*SOURCE MATERIAL*.
==================================================

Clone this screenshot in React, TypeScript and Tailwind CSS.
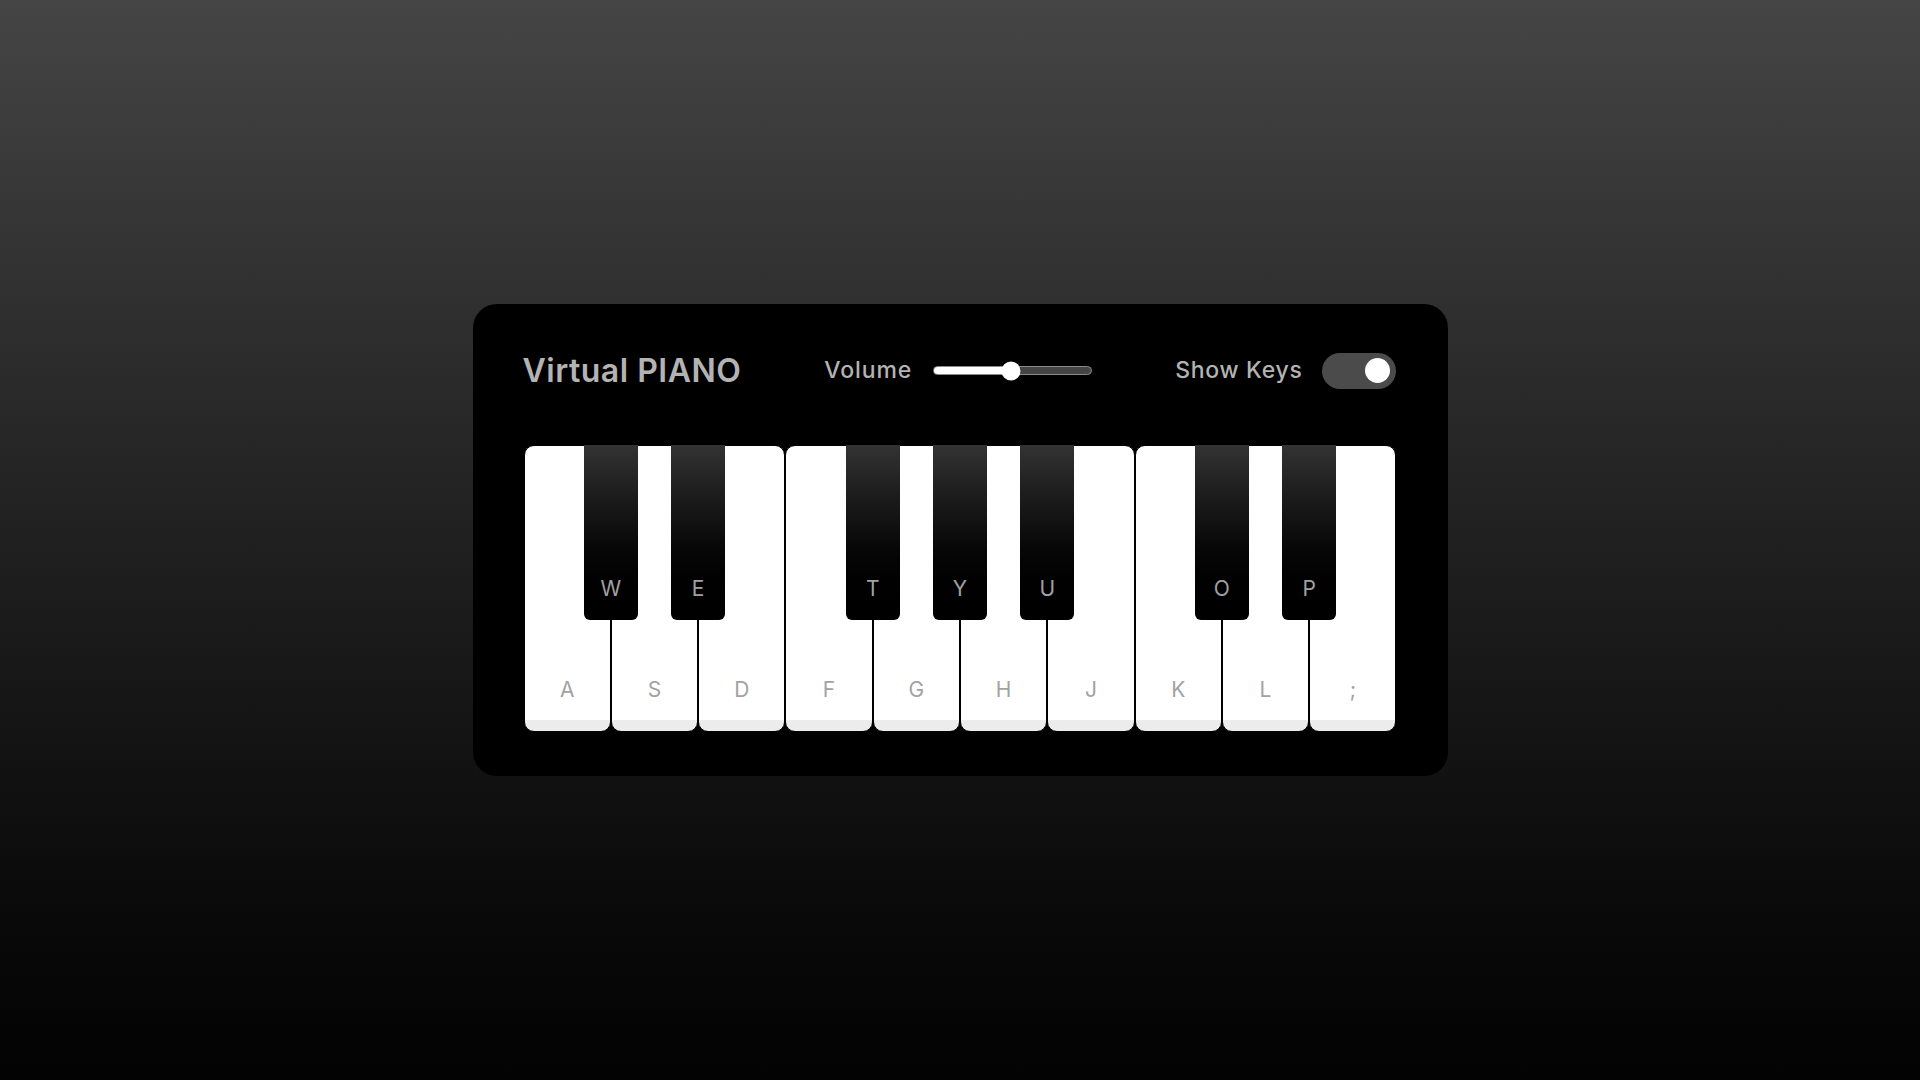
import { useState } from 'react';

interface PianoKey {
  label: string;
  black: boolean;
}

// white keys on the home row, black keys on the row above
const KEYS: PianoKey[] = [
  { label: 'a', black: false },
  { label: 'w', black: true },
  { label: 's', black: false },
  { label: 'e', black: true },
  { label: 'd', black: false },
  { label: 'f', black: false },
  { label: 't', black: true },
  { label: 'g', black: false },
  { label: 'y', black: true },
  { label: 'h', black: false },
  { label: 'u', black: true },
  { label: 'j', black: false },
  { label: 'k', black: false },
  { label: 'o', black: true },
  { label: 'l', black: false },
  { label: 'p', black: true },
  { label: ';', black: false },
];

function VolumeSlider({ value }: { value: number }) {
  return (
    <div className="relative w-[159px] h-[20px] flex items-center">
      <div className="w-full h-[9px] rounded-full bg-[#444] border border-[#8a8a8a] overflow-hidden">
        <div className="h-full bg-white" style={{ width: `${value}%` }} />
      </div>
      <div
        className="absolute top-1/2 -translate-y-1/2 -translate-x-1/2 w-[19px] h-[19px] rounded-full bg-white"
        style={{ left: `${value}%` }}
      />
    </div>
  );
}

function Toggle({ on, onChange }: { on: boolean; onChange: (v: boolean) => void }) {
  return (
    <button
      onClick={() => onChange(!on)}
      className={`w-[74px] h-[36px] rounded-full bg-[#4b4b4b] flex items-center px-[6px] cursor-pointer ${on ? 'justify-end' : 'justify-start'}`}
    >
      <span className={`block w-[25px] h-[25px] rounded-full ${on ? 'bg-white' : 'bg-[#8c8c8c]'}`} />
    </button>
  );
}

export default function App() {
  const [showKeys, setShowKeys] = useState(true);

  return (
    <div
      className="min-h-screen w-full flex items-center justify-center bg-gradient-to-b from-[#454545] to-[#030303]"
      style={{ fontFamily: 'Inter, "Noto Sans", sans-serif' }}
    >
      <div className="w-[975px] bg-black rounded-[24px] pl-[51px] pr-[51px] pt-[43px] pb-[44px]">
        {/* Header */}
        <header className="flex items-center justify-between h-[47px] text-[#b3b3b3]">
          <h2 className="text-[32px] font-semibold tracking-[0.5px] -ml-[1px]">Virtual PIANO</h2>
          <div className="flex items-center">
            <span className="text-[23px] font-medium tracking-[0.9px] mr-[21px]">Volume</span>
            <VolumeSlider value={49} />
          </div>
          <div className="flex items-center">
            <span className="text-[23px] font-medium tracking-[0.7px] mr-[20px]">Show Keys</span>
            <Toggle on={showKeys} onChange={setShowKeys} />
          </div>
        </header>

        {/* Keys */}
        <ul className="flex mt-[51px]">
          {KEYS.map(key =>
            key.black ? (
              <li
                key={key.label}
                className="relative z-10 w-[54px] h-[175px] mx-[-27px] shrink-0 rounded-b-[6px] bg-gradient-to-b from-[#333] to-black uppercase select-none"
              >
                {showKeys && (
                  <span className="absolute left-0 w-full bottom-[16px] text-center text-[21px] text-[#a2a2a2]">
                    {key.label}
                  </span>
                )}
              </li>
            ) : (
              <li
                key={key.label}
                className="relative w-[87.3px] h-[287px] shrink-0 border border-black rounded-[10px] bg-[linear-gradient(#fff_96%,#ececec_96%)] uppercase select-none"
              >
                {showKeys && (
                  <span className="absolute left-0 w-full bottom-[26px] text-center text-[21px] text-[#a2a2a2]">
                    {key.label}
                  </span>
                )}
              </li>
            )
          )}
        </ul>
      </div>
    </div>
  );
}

==================================================

*SHORT EXERCISE*. Omit any images, then output the listing exactly.

*CORRECT RESPONSE*.
Clone this screenshot in React, TypeScript and Tailwind CSS.
import { useState } from 'react';

interface PianoKey {
  label: string;
  black: boolean;
}

// white keys on the home row, black keys on the row above
const KEYS: PianoKey[] = [
  { label: 'a', black: false },
  { label: 'w', black: true },
  { label: 's', black: false },
  { label: 'e', black: true },
  { label: 'd', black: false },
  { label: 'f', black: false },
  { label: 't', black: true },
  { label: 'g', black: false },
  { label: 'y', black: true },
  { label: 'h', black: false },
  { label: 'u', black: true },
  { label: 'j', black: false },
  { label: 'k', black: false },
  { label: 'o', black: true },
  { label: 'l', black: false },
  { label: 'p', black: true },
  { label: ';', black: false },
];

function VolumeSlider({ value }: { value: number }) {
  return (
    <div className="relative w-[159px] h-[20px] flex items-center">
      <div className="w-full h-[9px] rounded-full bg-[#444] border border-[#8a8a8a] overflow-hidden">
        <div className="h-full bg-white" style={{ width: `${value}%` }} />
      </div>
      <div
        className="absolute top-1/2 -translate-y-1/2 -translate-x-1/2 w-[19px] h-[19px] rounded-full bg-white"
        style={{ left: `${value}%` }}
      />
    </div>
  );
}

function Toggle({ on, onChange }: { on: boolean; onChange: (v: boolean) => void }) {
  return (
    <button
      onClick={() => onChange(!on)}
      className={`w-[74px] h-[36px] rounded-full bg-[#4b4b4b] flex items-center px-[6px] cursor-pointer ${on ? 'justify-end' : 'justify-start'}`}
    >
      <span className={`block w-[25px] h-[25px] rounded-full ${on ? 'bg-white' : 'bg-[#8c8c8c]'}`} />
    </button>
  );
}

export default function App() {
  const [showKeys, setShowKeys] = useState(true);

  return (
    <div
      className="min-h-screen w-full flex items-center justify-center bg-gradient-to-b from-[#454545] to-[#030303]"
      style={{ fontFamily: 'Inter, "Noto Sans", sans-serif' }}
    >
      <div className="w-[975px] bg-black rounded-[24px] pl-[51px] pr-[51px] pt-[43px] pb-[44px]">
        {/* Header */}
        <header className="flex items-center justify-between h-[47px] text-[#b3b3b3]">
          <h2 className="text-[32px] font-semibold tracking-[0.5px] -ml-[1px]">Virtual PIANO</h2>
          <div className="flex items-center">
            <span className="text-[23px] font-medium tracking-[0.9px] mr-[21px]">Volume</span>
            <VolumeSlider value={49} />
          </div>
          <div className="flex items-center">
            <span className="text-[23px] font-medium tracking-[0.7px] mr-[20px]">Show Keys</span>
            <Toggle on={showKeys} onChange={setShowKeys} />
          </div>
        </header>

        {/* Keys */}
        <ul className="flex mt-[51px]">
          {KEYS.map(key =>
            key.black ? (
              <li
                key={key.label}
                className="relative z-10 w-[54px] h-[175px] mx-[-27px] shrink-0 rounded-b-[6px] bg-gradient-to-b from-[#333] to-black uppercase select-none"
              >
                {showKeys && (
                  <span className="absolute left-0 w-full bottom-[16px] text-center text-[21px] text-[#a2a2a2]">
                    {key.label}
                  </span>
                )}
              </li>
            ) : (
              <li
                key={key.label}
                className="relative w-[87.3px] h-[287px] shrink-0 border border-black rounded-[10px] bg-[linear-gradient(#fff_96%,#ececec_96%)] uppercase select-none"
              >
                {showKeys && (
                  <span className="absolute left-0 w-full bottom-[26px] text-center text-[21px] text-[#a2a2a2]">
                    {key.label}
                  </span>
                )}
              </li>
            )
          )}
        </ul>
      </div>
    </div>
  );
}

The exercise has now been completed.